I told her she could pick from among many of my diamonds ranging from very tiny, but ideal cut and D color, up to larger ones that are not ideal but are larger.

I spoke to her husband alone, in French, to be sure that it was OK with him. But I think that, somehow, she doesn't want one from me. My brother said that I could always give her one as a gift. But my job is not to push things on her or on the couple.

I do have a Bellerina pendant that I had planned to give my daughter for her 16th birthday but then could not because she cut up and threw away jewelry. I considered giving that necklace to my niece. But that is a pretty expensive diamond to give to someone who may not want it. Without being crass about its cost, let me just say that it is a nice stone.

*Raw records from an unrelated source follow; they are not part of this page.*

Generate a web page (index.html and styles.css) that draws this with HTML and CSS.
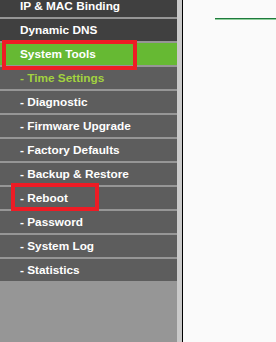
FILE: index.html
```html
<!DOCTYPE html>
<html lang="en">

<head>
    <meta charset="UTF-8">
    <meta name="viewport" content="width=device-width, initial-scale=1.0">
    <link rel="stylesheet" href="styles.css">
</head>

<body>
    <div class="page">
        <div class="sidebar">
            <ul class="menu">
                <li class="item top">IP &amp; MAC Binding</li>
                <li class="item top">Dynamic DNS</li>
                <li class="item active">System Tools</li>
                <li class="item sub current">- Time Settings</li>
                <li class="item sub">- Diagnostic</li>
                <li class="item sub">- Firmware Upgrade</li>
                <li class="item sub">- Factory Defaults</li>
                <li class="item sub">- Backup &amp; Restore</li>
                <li class="item sub">- Reboot</li>
                <li class="item sub">- Password</li>
                <li class="item sub">- System Log</li>
                <li class="item sub">- Statistics</li>
            </ul>
            <!-- annotation boxes -->
            <div class="mark mark-tools"></div>
            <div class="mark mark-reboot"></div>
        </div>
        <div class="main">
            <div class="title-line"></div>
        </div>
    </div>
</body>

</html>
```

FILE: styles.css
```css
html,
body {
    margin: 0;
    padding: 0;
    height: 100%;
}

body {
    font-family: "Liberation Sans", Arial, sans-serif;
    background-color: #fafafa;
}

.page {
    display: flex;
    height: 342px;
}

.sidebar {
    position: relative;
    width: 177px;
    flex-shrink: 0;
    background-color: #969696;
    border-right: 5px solid #c9c9c9;
    overflow: hidden;
}

.menu {
    list-style: none;
    margin: -5px 0 0 0;
    padding: 0;
}

.item {
    height: 22px;
    line-height: 22px;
    margin-bottom: 2px;
    padding-left: 20px;
    font-size: 11.8px;
    font-weight: bold;
    color: #fff;
    background-color: #5d5d5d;
    white-space: nowrap;
}

.item.top {
    background-color: #404040;
}

.item.active {
    background-color: #66b933;
}

.item.current {
    color: #a2d23f;
}

.mark {
    position: absolute;
    border: 4px solid #ee1c25;
}

.mark-tools {
    left: 2px;
    top: 40px;
    width: 127px;
    height: 22px;
}

.mark-reboot {
    left: 11px;
    top: 183px;
    width: 80px;
    height: 20px;
}

.main {
    flex: 1;
    border-left: 1px solid #000;
    padding: 18px 0 0 32px;
}

.title-line {
    border-top: 1px solid #1f7a3d;
    border-bottom: 1px solid #8fcf9c;
}
```
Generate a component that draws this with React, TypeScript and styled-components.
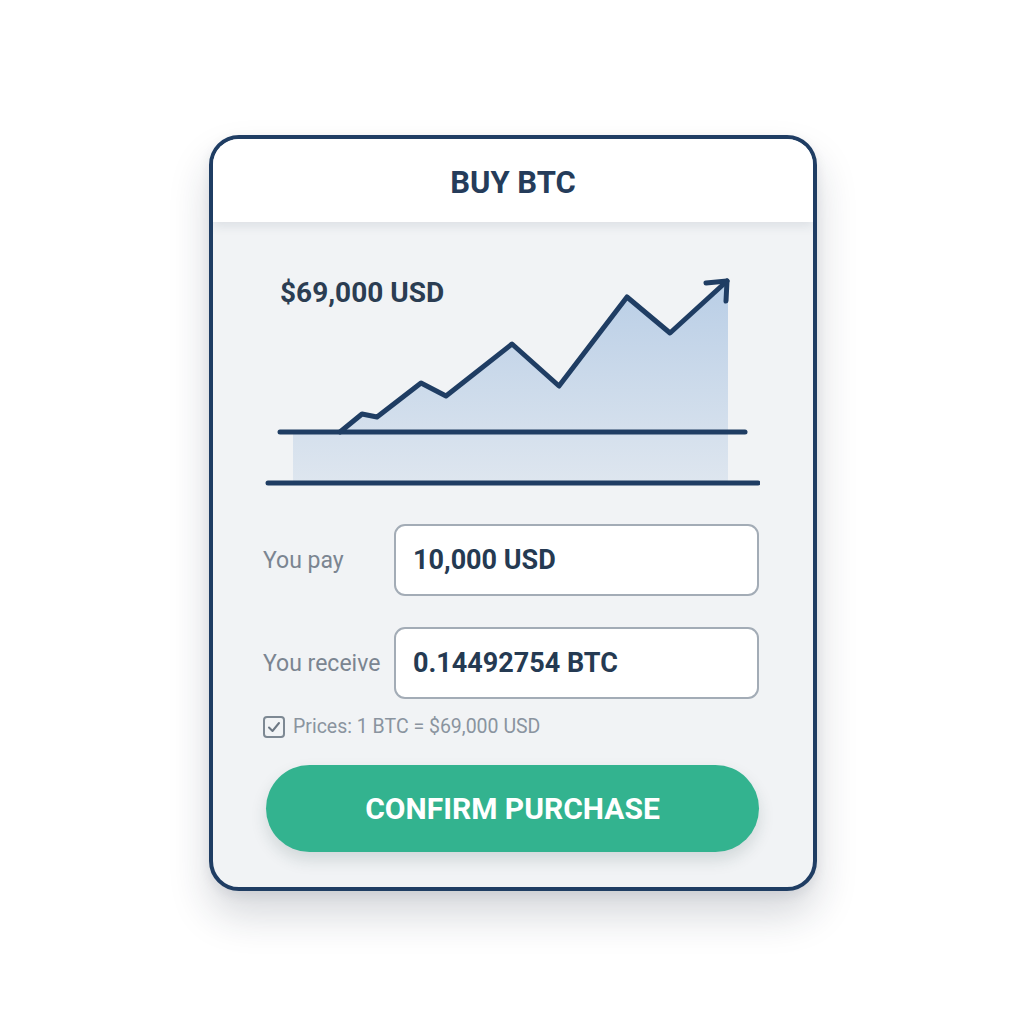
import React from "react";
import styled, { createGlobalStyle } from "styled-components";

const Global = createGlobalStyle`
  html, body { margin: 0; padding: 0; background: #ffffff; }
  body { font-family: Roboto, "Noto Sans", "Liberation Sans", sans-serif; }
`;

const Page = styled.div`
  width: 1024px;
  height: 1024px;
  padding: 135px 0 0 209px;
  box-sizing: border-box;
`;

const Card = styled.div`
  width: 608px;
  height: 756px;
  box-sizing: border-box;
  border: 4px solid #1f3d63;
  border-radius: 30px;
  background: #f1f3f5;
  overflow: hidden;
  display: flex;
  flex-direction: column;
  box-shadow: 0 24px 40px rgba(30, 40, 60, 0.18), 0 4px 12px rgba(30, 40, 60, 0.08);
`;

const Header = styled.div`
  height: 83px;
  flex: none;
  background: #ffffff;
  display: flex;
  align-items: center;
  justify-content: center;
  padding-top: 4px;
  box-sizing: border-box;
  position: relative;
  z-index: 1;
  box-shadow: 0 4px 10px rgba(40, 60, 90, 0.1);
  font-size: 31px;
  font-weight: 700;
  color: #253c5a;
`;

const Body = styled.div`
  flex: 1;
  display: flex;
  flex-direction: column;
  padding: 40px 53px 0 50px;
`;

const ChartWrap = styled.div`
  position: relative;
  width: 497px;
  height: 230px;
`;

const Price = styled.div`
  position: absolute;
  left: 17px;
  top: 14px;
  font-size: 28px;
  font-weight: 700;
  color: #2b3d52;
`;

const Fields = styled.div`
  margin-top: 32px;
  display: grid;
  grid-template-columns: 131px 365px;
  row-gap: 31px;
  align-items: center;
`;

const Label = styled.div`
  font-size: 23px;
  color: #7b8591;
`;

const Input = styled.div`
  height: 72px;
  box-sizing: border-box;
  border: 2px solid #a3acb6;
  border-radius: 11px;
  background: #ffffff;
  display: flex;
  align-items: center;
  padding-left: 17px;
  font-size: 27px;
  font-weight: 700;
  color: #253a52;
`;

const Note = styled.div`
  margin-top: 16px;
  display: flex;
  align-items: center;
  gap: 8px;
  font-size: 19.5px;
  color: #8a949f;
`;

const Check = styled.div`
  width: 22px;
  height: 22px;
  box-sizing: border-box;
  border: 2px solid #7d8893;
  border-radius: 4px;
  display: flex;
  align-items: center;
  justify-content: center;
`;

const Button = styled.button`
  margin-top: 27px;
  margin-left: 3px;
  width: 493px;
  height: 87px;
  border: none;
  border-radius: 44px;
  background: #33b38f;
  color: #ffffff;
  font-family: inherit;
  font-size: 30px;
  font-weight: 700;
  box-shadow: 0 8px 16px rgba(30, 60, 60, 0.15);
`;

const linePts: [number, number][] = [
  [340, 432],
  [362, 414],
  [377, 417],
  [421, 383],
  [446, 396],
  [512, 344],
  [559, 386],
  [627, 297],
  [670, 333],
  [727, 281],
];

export default function App() {
  const line = linePts.map((p) => p.join(",")).join(" ");
  const fill = `293,432 ${line} 728,281 728,483 293,483`;
  return (
    <>
      <Global />
      <Page>
        <Card>
          <Header>BUY BTC</Header>
          <Body>
            <ChartWrap>
              <svg width="497" height="230" viewBox="263 262 497 230">
                <defs>
                  <linearGradient id="g" x1="0" y1="0" x2="0" y2="1">
                    <stop offset="0" stopColor="#b9cee6" />
                    <stop offset="1" stopColor="#dee6ef" />
                  </linearGradient>
                </defs>
                <polygon points={fill} fill="url(#g)" />
                <line x1="280" y1="432" x2="745" y2="432" stroke="#1f3d63" strokeWidth="5" strokeLinecap="round" />
                <line x1="268" y1="483" x2="758" y2="483" stroke="#1f3d63" strokeWidth="5" strokeLinecap="round" />
                <polyline points={line} fill="none" stroke="#1f3d63" strokeWidth="5" strokeLinejoin="round" strokeLinecap="round" />
                <polyline points="706,283 727,281 726,301" fill="none" stroke="#1f3d63" strokeWidth="5" strokeLinejoin="round" strokeLinecap="round" />
              </svg>
              <Price>$69,000 USD</Price>
            </ChartWrap>
            <Fields>
              <Label>You pay</Label>
              <Input>10,000 USD</Input>
              <Label>You receive</Label>
              <Input>0.14492754 BTC</Input>
            </Fields>
            <Note>
              <Check>
                <svg width="14" height="14" viewBox="0 0 14 14">
                  <polyline points="2,7.5 5.5,11 12,3" fill="none" stroke="#6d7884" strokeWidth="2" strokeLinecap="round" strokeLinejoin="round" />
                </svg>
              </Check>
              Prices: 1 BTC = $69,000 USD
            </Note>
            <Button>CONFIRM PURCHASE</Button>
          </Body>
        </Card>
      </Page>
    </>
  );
}
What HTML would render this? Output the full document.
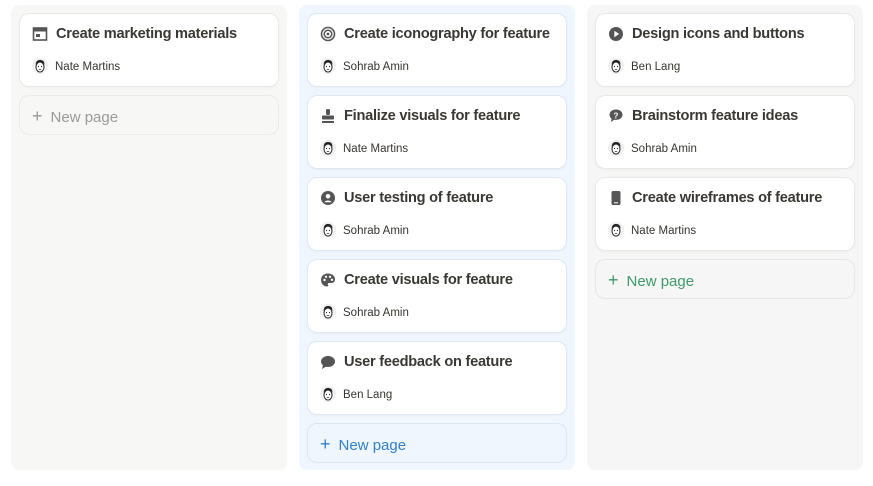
<!DOCTYPE html>
<html><head><meta charset="utf-8"><style>
*{box-sizing:border-box;margin:0;padding:0}
body{width:873px;height:486px;background:#fff;font-family:"Liberation Sans",sans-serif;position:relative;overflow:hidden}
.col{position:absolute;top:5px;width:276px;height:465px;border-radius:8px}
.c1{left:11px;background:#f7f7f5}
.c2{left:299px;background:#f0f6fd}
.c3{left:587px;background:#f5f6f5}
.card{position:absolute;left:8px;width:260px;height:74px;background:#fff;border-radius:10px;border:1px solid #e8e8e5;box-shadow:0 1px 2px rgba(0,0,0,.03)}
.c2 .card{border-color:#dfe8f2}
.t{position:absolute;left:36px;top:12px;font-size:14.6px;color:#37352f;font-weight:700;letter-spacing:-.25px;white-space:nowrap;color:#3a3833}
.ic{position:absolute;left:12px;top:12px;width:16px;height:16px}
.av{position:absolute;left:12px;top:44px;width:16px;height:16px}
.n{position:absolute;left:35px;top:47px;font-size:11.5px;color:#37352f}
.np{position:absolute;left:8px;width:260px;height:40px;border-radius:10px;font-size:15px;line-height:40px;padding-left:12px}
.c1 .np{border:1px solid #ebebe8;color:#9b9a97}
.c2 .np{border:1px solid #dbe6f1;color:#2f80d0}
.c3 .np{border:1px solid #e4e7e4;color:#3d9a6a}
.np b{font-weight:400;font-size:18px;margin-right:8px}
</style></head><body>
<svg width="0" height="0" style="position:absolute"><defs>
<g id="face"><circle cx="8" cy="8" r="7.5" fill="#f3f3f3" stroke="#ddd" stroke-width=".5"/><ellipse cx="8" cy="9" rx="4" ry="5" fill="#fff" stroke="#222" stroke-width="1"/><path d="M3.5 7 Q4 1.5 8 2 Q12.5 1.5 12.5 7 Q11 4 8 4.5 Q5 4 3.5 7Z" fill="#222"/><circle cx="6.5" cy="8.5" r=".6" fill="#222"/><circle cx="9.5" cy="8.5" r=".6" fill="#222"/><path d="M6.8 11.5h2.4" stroke="#222" stroke-width=".7"/></g>
</defs></svg>

<div class="col c1">
 <div class="card" style="top:8px"><svg class="ic" viewBox="0 0 16 16"><rect x="1.5" y="2" width="13" height="12" fill="none" stroke="#555" stroke-width="1.6"/><rect x="1.5" y="2" width="13" height="3.5" fill="#555"/><rect x="4" y="8" width="4" height="3" fill="#555"/></svg><div class="t">Create marketing materials</div><svg class="av" viewBox="0 0 16 16"><use href="#face"/></svg><div class="n">Nate Martins</div></div>
 <div class="np" style="top:90px"><b>+</b>New page</div>
</div>

<div class="col c2">
 <div class="card" style="top:8px"><svg class="ic" viewBox="0 0 16 16"><circle cx="8" cy="8" r="6.5" fill="none" stroke="#555" stroke-width="1.6"/><circle cx="8" cy="8" r="3.8" fill="none" stroke="#555" stroke-width="1.5"/><circle cx="8" cy="8" r="1.4" fill="#555"/></svg><div class="t">Create iconography for feature</div><svg class="av" viewBox="0 0 16 16"><use href="#face"/></svg><div class="n">Sohrab Amin</div></div>
 <div class="card" style="top:90px"><svg class="ic" viewBox="0 0 16 16"><rect x="6" y="1" width="4" height="6" rx="1.5" fill="#555"/><rect x="2" y="7.5" width="12" height="4" rx="1" fill="#555"/><rect x="2" y="13" width="12" height="2" fill="#555"/></svg><div class="t">Finalize visuals for feature</div><svg class="av" viewBox="0 0 16 16"><use href="#face"/></svg><div class="n">Nate Martins</div></div>
 <div class="card" style="top:172px"><svg class="ic" viewBox="0 0 16 16"><circle cx="8" cy="8" r="7" fill="#555"/><circle cx="8" cy="6.3" r="2.3" fill="#fff"/><path d="M4 12.2Q8 8.5 12 12.2" fill="#fff"/></svg><div class="t">User testing of feature</div><svg class="av" viewBox="0 0 16 16"><use href="#face"/></svg><div class="n">Sohrab Amin</div></div>
 <div class="card" style="top:254px"><svg class="ic" viewBox="0 0 16 16"><path d="M8 1.5C3.5 1.5 1 4.5 1 8s2.5 6.5 6 6.5c1.2 0 1.5-.8 1-1.6-.5-.9 0-1.9 1.2-1.9H11c2.5 0 4-1.5 4-3.8C15 4 12 1.5 8 1.5z" fill="#555"/><circle cx="4.5" cy="8" r="1.2" fill="#fff"/><circle cx="6" cy="4.8" r="1.2" fill="#fff"/><circle cx="10" cy="4.8" r="1.2" fill="#fff"/><circle cx="12" cy="7.8" r="1.2" fill="#fff"/></svg><div class="t">Create visuals for feature</div><svg class="av" viewBox="0 0 16 16"><use href="#face"/></svg><div class="n">Sohrab Amin</div></div>
 <div class="card" style="top:336px"><svg class="ic" viewBox="0 0 16 16"><ellipse cx="8" cy="7.5" rx="7" ry="5.5" fill="#555"/><path d="M3 11l-1 4 5-3z" fill="#555"/></svg><div class="t">User feedback on feature</div><svg class="av" viewBox="0 0 16 16"><use href="#face"/></svg><div class="n">Ben Lang</div></div>
 <div class="np" style="top:418px"><b>+</b>New page</div>
</div>

<div class="col c3">
 <div class="card" style="top:8px"><svg class="ic" viewBox="0 0 16 16"><circle cx="8" cy="8" r="7" fill="#555"/><path d="M6.3 4.8v6.4L11.2 8z" fill="#fff"/></svg><div class="t">Design icons and buttons</div><svg class="av" viewBox="0 0 16 16"><use href="#face"/></svg><div class="n">Ben Lang</div></div>
 <div class="card" style="top:90px"><svg class="ic" viewBox="0 0 16 16"><path d="M8 1.5c-3.8 0-6.5 2.3-6.5 5.3 0 1.7.8 3 2 3.9L3 14l3.2-2.3c.6.1 1.2.2 1.8.2 3.8 0 6.5-2.2 6.5-5.1S11.8 1.5 8 1.5z" fill="#555"/><text x="8" y="10.5" font-size="8" font-weight="700" text-anchor="middle" fill="#fff" font-family="Liberation Sans">?</text></svg><div class="t">Brainstorm feature ideas</div><svg class="av" viewBox="0 0 16 16"><use href="#face"/></svg><div class="n">Sohrab Amin</div></div>
 <div class="card" style="top:172px"><svg class="ic" viewBox="0 0 16 16"><rect x="3.5" y="1" width="9" height="14" rx="1.8" fill="#555"/><rect x="6" y="12.3" width="4" height="1" fill="#fff"/></svg><div class="t">Create wireframes of feature</div><svg class="av" viewBox="0 0 16 16"><use href="#face"/></svg><div class="n">Nate Martins</div></div>
 <div class="np" style="top:254px"><b>+</b>New page</div>
</div>
</body></html>
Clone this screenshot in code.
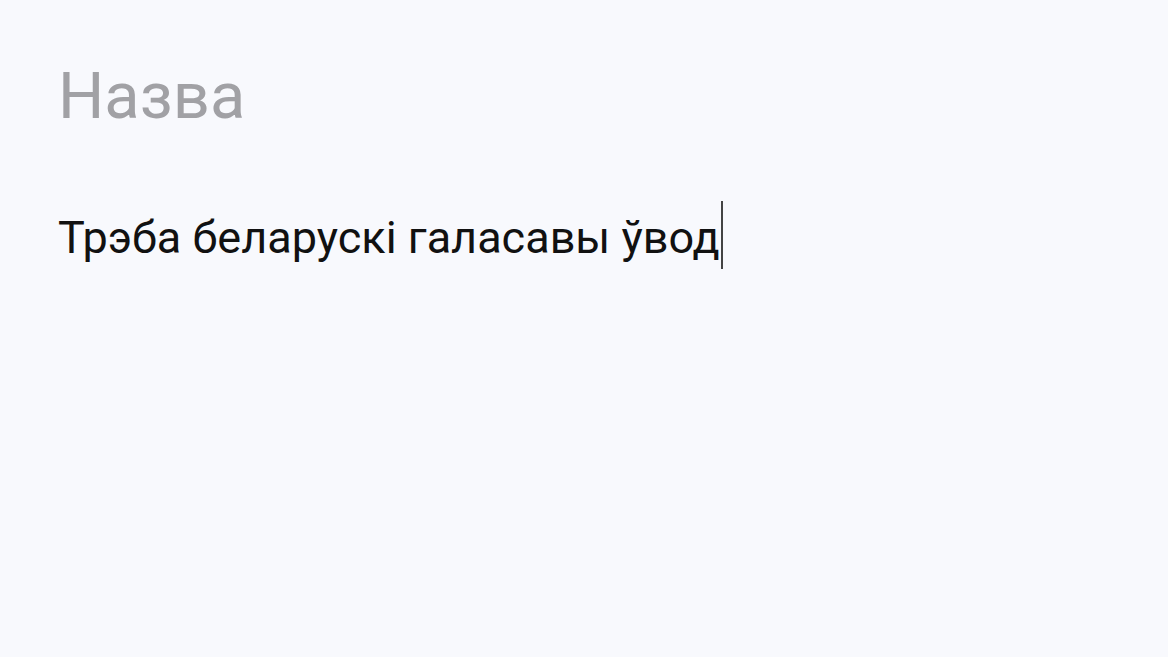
export default function App() {
  return (
    <div className="min-h-[657px] w-full bg-[#f8f9fd] px-[58px] pt-[64px]" style={{ fontFamily: 'Roboto, "Noto Sans", sans-serif' }}>
      <h1 className="text-[65px] font-normal leading-none text-[#a1a1a5]">Назва</h1>
      <div className="mt-[86px] text-[45px] leading-none text-[#111111]">
        <span className="relative inline-block">
          Трэба беларускі галасавы ўвод
          <span className="absolute -right-[3px] top-[-14px] h-[68px] w-[2px] bg-[#444444]" />
        </span>
      </div>
    </div>
  );
}
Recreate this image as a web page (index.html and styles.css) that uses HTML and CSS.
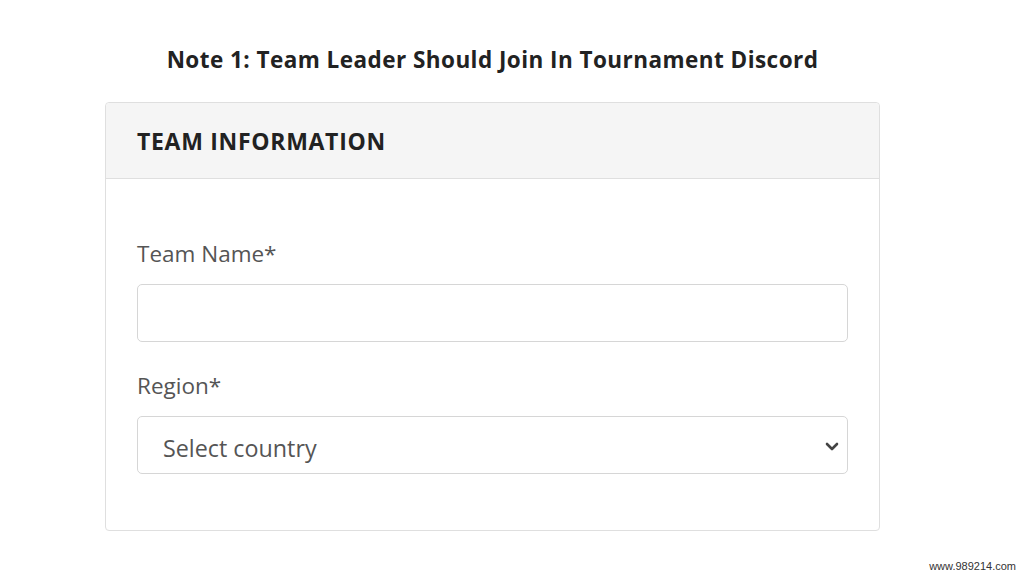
FILE: index.html
```html
<!DOCTYPE html>
<html lang="en">
<head>
  <meta charset="UTF-8" />
  <meta name="viewport" content="width=device-width, initial-scale=1.0" />
  <title>Team Registration</title>
  <link rel="stylesheet" href="styles.css">
</head>
<body>
  <div class="wrapper">
    <h3 class="note">Note 1: Team Leader Should Join In Tournament Discord</h3>

    <div class="card">
      <div class="card-header">TEAM INFORMATION</div>
      <div class="card-body">
        <div class="form-group">
          <label for="team-name">Team Name*</label>
          <input type="text" id="team-name" />
        </div>
        <div class="form-group">
          <label for="region">Region*</label>
          <div class="select-wrap">
            <select id="region">
              <option>Select country</option>
            </select>
            <svg class="chevron" width="14" height="9" viewBox="0 0 14 9">
              <path d="M2 2l5 5 5-5" fill="none" stroke="#444" stroke-width="2.6" stroke-linecap="round" stroke-linejoin="round"/>
            </svg>
          </div>
        </div>
      </div>
    </div>
  </div>

  <div class="watermark">www.989214.com</div>
</body>
</html>
```

FILE: styles.css
```css
* {
  box-sizing: border-box;
}
body {
  margin: 0;
  font-family: "Open Sans", Arial, sans-serif;
  background: #fff;
  color: #333;
  height: 576px;
  overflow: hidden;
  position: relative;
}
.wrapper {
  width: 775px;
  margin-left: 105px;
  padding-top: 43px;
}
.note {
  margin: 0 0 25px;
  font-size: 22.5px;
  font-weight: 700;
  letter-spacing: 0.45px;
  line-height: 34px;
  text-align: center;
  color: #222;
}
.card {
  border: 1px solid #dfdfdf;
  border-radius: 4px;
  background: #fff;
}
.card-header {
  height: 76px;
  display: flex;
  align-items: center;
  padding: 0 31px;
  background: #f5f5f5;
  border-bottom: 1px solid #dfdfdf;
  border-radius: 4px 4px 0 0;
  font-size: 23px;
  font-weight: 700;
  letter-spacing: 0.7px;
  color: #222;
}
.card-body {
  padding: 61px 31px 56px;
  display: flex;
  flex-direction: column;
  gap: 30px;
}
.form-group {
  display: flex;
  flex-direction: column;
  gap: 16px;
}
.form-group label {
  font-size: 22.5px;
  line-height: 28px;
  color: #555;
}
.form-group input,
.form-group select {
  width: 100%;
  height: 58px;
  border: 1px solid #d6d6d6;
  border-radius: 5px;
  background: #fff;
  outline: none;
  font-family: inherit;
  font-size: 23.3px;
  color: #555;
}
.form-group input {
  padding: 0 24px;
}
.select-wrap {
  position: relative;
}
.form-group select {
  display: block;
  appearance: none;
  -webkit-appearance: none;
  padding: 5px 25px 0;
}
.chevron {
  position: absolute;
  right: 9px;
  top: 26px;
}
.watermark {
  position: absolute;
  right: 8px;
  bottom: 4px;
  font-family: "Liberation Sans", Arial, sans-serif;
  font-size: 11px;
  color: #333;
}
```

Here is a thread about it...[URL='https://www.pricescope.com/community/threads/i-bought-another-diamond.71160/']https://www.pricescope.com/community/threads/i-bought-another-diamond.71160/[/URL]

I am trying not to be childish about my niece "rejecting" my gift. I think part of the problem may be that she never gave me a definitive answer. But perhaps she felt that giving me a negative definitive answer would have been rude!

Deb ;))
 
let her husband know the offer is there re the diamond any time she wants to take you up on it.
gasp: diamonds may NOT be her thing!

sounds like she is ok with accepting "cake" when she deems it ok/suitable.
you offer and respect her decision: again, you are a really good auntie, Deb!
 
It sounds like such a lovely and thoughtful series of celebrations - I'm so happy to have seen this thread when it popped to the top!

Great idea about parve cookies...my boys have an intolerance to the proteins in dairy and I live fairly close to a large Jewish community...I might have to do some investigation. Something tells my my boys would be game!